The conversation within the movement has been fascinating, and reveals some key pitfalls that the resurgent U.S. Left might fall into if we’re not careful.
Grassroots groups that organize primarily in working class and communities of color such as National Peoples Action and the National Domestic Workers Alliance helped lead the 99% Spring process. Despite this, the terms of the debate have almost exclusively centered on the participation and limits of MoveOn.org (as a symbol and stand-in for more moderate liberals, the institutional left, and the nonprofit industrial complex). “Are the liberals co-opting Occupy?” or “Is Occupy co-opting the liberals?” There is indeed a historical precedent of radical peoples’ movements becoming de-fanged by the status quo. And yet, too often, the historic limits of the Left in the United States has been connected to its internal tendency towards sectarianism and the politics of purity. At this moment, our own circular firing squads may be a deeper threat to the viability of our movements than “outside” groups.
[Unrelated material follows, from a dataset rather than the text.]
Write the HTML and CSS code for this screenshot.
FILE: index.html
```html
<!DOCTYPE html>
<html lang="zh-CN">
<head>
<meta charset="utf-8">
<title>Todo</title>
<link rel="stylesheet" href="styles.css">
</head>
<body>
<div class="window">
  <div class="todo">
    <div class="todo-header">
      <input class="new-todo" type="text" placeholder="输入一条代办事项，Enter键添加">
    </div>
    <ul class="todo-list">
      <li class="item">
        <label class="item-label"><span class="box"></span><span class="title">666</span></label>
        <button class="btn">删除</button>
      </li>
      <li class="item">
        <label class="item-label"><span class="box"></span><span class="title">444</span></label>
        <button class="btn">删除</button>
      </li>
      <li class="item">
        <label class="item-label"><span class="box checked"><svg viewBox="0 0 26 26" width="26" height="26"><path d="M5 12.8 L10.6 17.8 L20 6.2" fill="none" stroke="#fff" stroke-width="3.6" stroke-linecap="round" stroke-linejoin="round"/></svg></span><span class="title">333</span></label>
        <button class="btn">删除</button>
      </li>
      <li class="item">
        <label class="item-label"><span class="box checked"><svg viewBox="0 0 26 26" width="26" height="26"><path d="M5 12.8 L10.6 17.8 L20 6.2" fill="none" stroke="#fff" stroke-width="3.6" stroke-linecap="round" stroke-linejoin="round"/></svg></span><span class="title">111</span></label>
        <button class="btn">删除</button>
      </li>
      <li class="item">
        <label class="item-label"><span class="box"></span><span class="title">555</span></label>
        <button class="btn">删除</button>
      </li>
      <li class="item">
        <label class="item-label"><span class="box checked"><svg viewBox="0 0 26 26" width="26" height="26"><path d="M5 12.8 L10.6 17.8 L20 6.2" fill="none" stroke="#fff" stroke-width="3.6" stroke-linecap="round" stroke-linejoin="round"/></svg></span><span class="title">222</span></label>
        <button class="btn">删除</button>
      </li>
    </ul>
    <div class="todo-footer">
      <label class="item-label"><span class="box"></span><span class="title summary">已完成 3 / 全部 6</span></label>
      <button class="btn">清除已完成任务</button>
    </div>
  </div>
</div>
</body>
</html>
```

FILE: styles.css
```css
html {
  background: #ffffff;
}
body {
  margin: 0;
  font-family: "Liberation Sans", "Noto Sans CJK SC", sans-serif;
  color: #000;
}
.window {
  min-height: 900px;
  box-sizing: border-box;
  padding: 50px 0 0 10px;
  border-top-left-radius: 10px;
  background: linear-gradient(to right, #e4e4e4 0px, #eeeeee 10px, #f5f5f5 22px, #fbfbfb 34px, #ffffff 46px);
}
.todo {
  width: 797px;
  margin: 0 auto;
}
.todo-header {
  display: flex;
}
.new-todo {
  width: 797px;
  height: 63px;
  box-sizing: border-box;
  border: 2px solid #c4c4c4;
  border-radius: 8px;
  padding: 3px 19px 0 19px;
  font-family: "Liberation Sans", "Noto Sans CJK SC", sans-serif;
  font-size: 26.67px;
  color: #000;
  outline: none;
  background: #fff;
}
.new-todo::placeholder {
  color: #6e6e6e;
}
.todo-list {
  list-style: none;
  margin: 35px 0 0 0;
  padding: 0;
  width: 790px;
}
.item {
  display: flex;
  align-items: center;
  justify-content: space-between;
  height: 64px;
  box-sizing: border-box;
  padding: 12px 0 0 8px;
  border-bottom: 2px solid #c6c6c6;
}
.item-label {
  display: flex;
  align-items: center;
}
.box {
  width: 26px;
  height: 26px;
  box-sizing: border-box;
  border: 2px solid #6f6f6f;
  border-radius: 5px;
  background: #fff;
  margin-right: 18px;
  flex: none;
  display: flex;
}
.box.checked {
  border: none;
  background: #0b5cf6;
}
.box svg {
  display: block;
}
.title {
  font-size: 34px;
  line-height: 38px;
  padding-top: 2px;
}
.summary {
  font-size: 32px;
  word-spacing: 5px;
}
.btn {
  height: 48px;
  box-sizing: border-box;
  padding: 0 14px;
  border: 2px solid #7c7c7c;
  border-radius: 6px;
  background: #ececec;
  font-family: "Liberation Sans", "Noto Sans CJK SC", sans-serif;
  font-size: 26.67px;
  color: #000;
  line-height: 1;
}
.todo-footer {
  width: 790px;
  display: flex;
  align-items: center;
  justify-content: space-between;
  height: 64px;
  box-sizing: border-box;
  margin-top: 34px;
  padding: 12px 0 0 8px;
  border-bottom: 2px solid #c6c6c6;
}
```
It is precisely because of our long-term work with radical grassroots movements that both of us dove into helping organize 99% Spring. We were each involved in writing the curriculum and designing the trainings. We were challenged by, and learned a lot from, the process. Our organizations (the National Domestic Workers Alliance and the Ruckus Society) are both movement groups that support frontline communities speaking and acting for themselves, and we were both part of the left wing of the 99% Spring alliance.
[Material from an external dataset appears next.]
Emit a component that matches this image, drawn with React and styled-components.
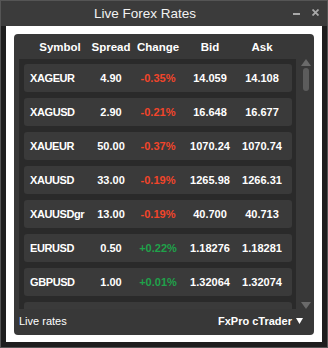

We are living in an incredible time. Occupy has helped us all re-imagine political vision and strategy. 99% Spring was a bold effort with a lot of success, real limitations, and some mistakes. We want to share our experiences from the heart of 99% Spring project to help our movements think more clearly about alliances, and some of the challenges that our political moment presents us.
At a Crossroads
We are at a crossroads as a movement. Many have been slogging away in the trenches for years, pushing against the political winds and doing the slow work of organizing to build popular power within communities hit hardest by the economic and ecological crises. It was hard work, and it moved slowly. Last fall, Occupy exploded on the scene and challenged many of our assumptions about what was possible. By offering both an inspiring political tactic (“occupy”) and a unifying frame (“We are the 99%”), the Occupy movement was able to tap into the mass anger about the crisis that had been brewing for years. Occupy showed that it was possible to have an explicitly radical message, to engage in confrontational action and still speak to millions of people in this country. It became acceptable to talk about economic inequality, corporate greed and capitalism, and that changed the context for all of our work in important ways. It was a humbling moment for many long-term organizers. It also helped reveal some of the shortcomings of the institutional left.
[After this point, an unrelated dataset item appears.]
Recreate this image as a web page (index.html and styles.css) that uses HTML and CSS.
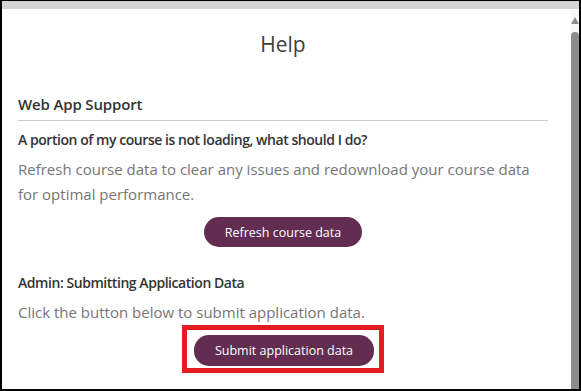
FILE: index.html
```html
<!DOCTYPE html>
<html lang="en">
<head>
    <meta charset="UTF-8">
    <meta name="viewport" content="width=device-width, initial-scale=1.0">
    <title>Help</title>
    <link rel="stylesheet" href="styles.css">
</head>
<body>
    <div class="frame">
        <div class="topbar"></div>
        <div class="window">
            <div class="panel">
                <h1 class="title">Help</h1>
                <h2 class="section-title">Web App Support</h2>
                <div class="question">A portion of my course is not loading, what should I do?</div>
                <p class="answer">Refresh course data to clear any issues and redownload your course data for optimal performance.</p>
                <div class="actions">
                    <button class="pill-button">Refresh course data</button>
                </div>
                <div class="question admin">Admin: Submitting Application Data</div>
                <p class="answer">Click the button below to submit application data.</p>
                <div class="actions tight">
                    <span class="highlight">
                        <button class="pill-button submit">Submit application data</button>
                    </span>
                </div>
            </div>
            <div class="scrollbar">
                <div class="arrow"></div>
                <div class="thumb"></div>
            </div>
        </div>
    </div>
</body>
</html>
```

FILE: styles.css
```css
html, body {
    margin: 0;
    height: 100%;
}

body {
    background-color: #ffffff;
    font-family: 'Open Sans', 'Noto Sans', sans-serif;
    overflow: hidden;
}

.frame {
    box-sizing: border-box;
    height: 391px;
    border-top: 1px solid #000000;
    border-left: 2px solid #000000;
    border-right: 2px solid #000000;
    border-bottom: 2px solid #000000;
    display: flex;
    flex-direction: column;
}

.topbar {
    height: 8px;
    background-color: #d3d3d3;
}

.window {
    flex: 1;
    display: flex;
    overflow: hidden;
}

.panel {
    flex: 1;
    padding: 0 23px 0 16px;
}

.title {
    margin: 21px 0 0;
    text-align: center;
    font-size: 21px;
    font-weight: 400;
    line-height: 28px;
    color: #404040;
}

.section-title {
    margin: 36px 0 0;
    padding-bottom: 6px;
    border-bottom: 1px solid #cccccc;
    font-size: 15px;
    font-weight: 600;
    line-height: 20px;
    letter-spacing: -0.15px;
    color: #333333;
}

.question {
    margin-top: 9px;
    font-size: 14px;
    font-weight: 600;
    line-height: 20px;
    letter-spacing: -0.45px;
    color: #333333;
}

.question.admin {
    margin-top: 26px;
}

.answer {
    margin: 7px 0 0;
    font-size: 15px;
    line-height: 25px;
    color: #767676;
}

.actions {
    display: flex;
    justify-content: center;
    margin-top: 10px;
}

.actions.tight {
    margin-top: 0;
}

.pill-button {
    height: 30px;
    padding: 0 21px;
    border: none;
    border-radius: 15px;
    background-color: #632d51;
    color: #ffffff;
    font-family: 'Open Sans', 'Noto Sans', sans-serif;
    font-size: 12.5px;
    cursor: pointer;
}

.highlight {
    display: inline-block;
    border: 5px solid #e31b23;
    padding: 5px 5px 2px 7px;
}

.pill-button.submit {
    display: block;
    height: 31px;
    width: 180px;
    padding: 0;
}

.scrollbar {
    width: 8px;
    background-color: #f7f7f7;
    display: flex;
    flex-direction: column;
    align-items: center;
}

.arrow {
    margin-top: 8px;
    width: 0;
    height: 0;
    border-left: 4px solid transparent;
    border-right: 4px solid transparent;
    border-bottom: 7px solid #8c8c8c;
}

.thumb {
    flex: 1;
    width: 8px;
    margin-top: 8px;
    border-radius: 4px 4px 0 0;
    background-color: #8c8c8c;
}
```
But now what? Like all movements, we have challenges. Most physical occupations have been evicted by the police, removing the ongoing public spaces that made us visible, and the ongoing police confrontations aren’t tapping into organic mass anger in the same way. Many of our internal challenges make it difficult to do the big-picture strategic thinking we need to envision the next steps. This offers us all a moment of experimentation and innovation. In order to engage it, we need to seriously reflect on our circumstance.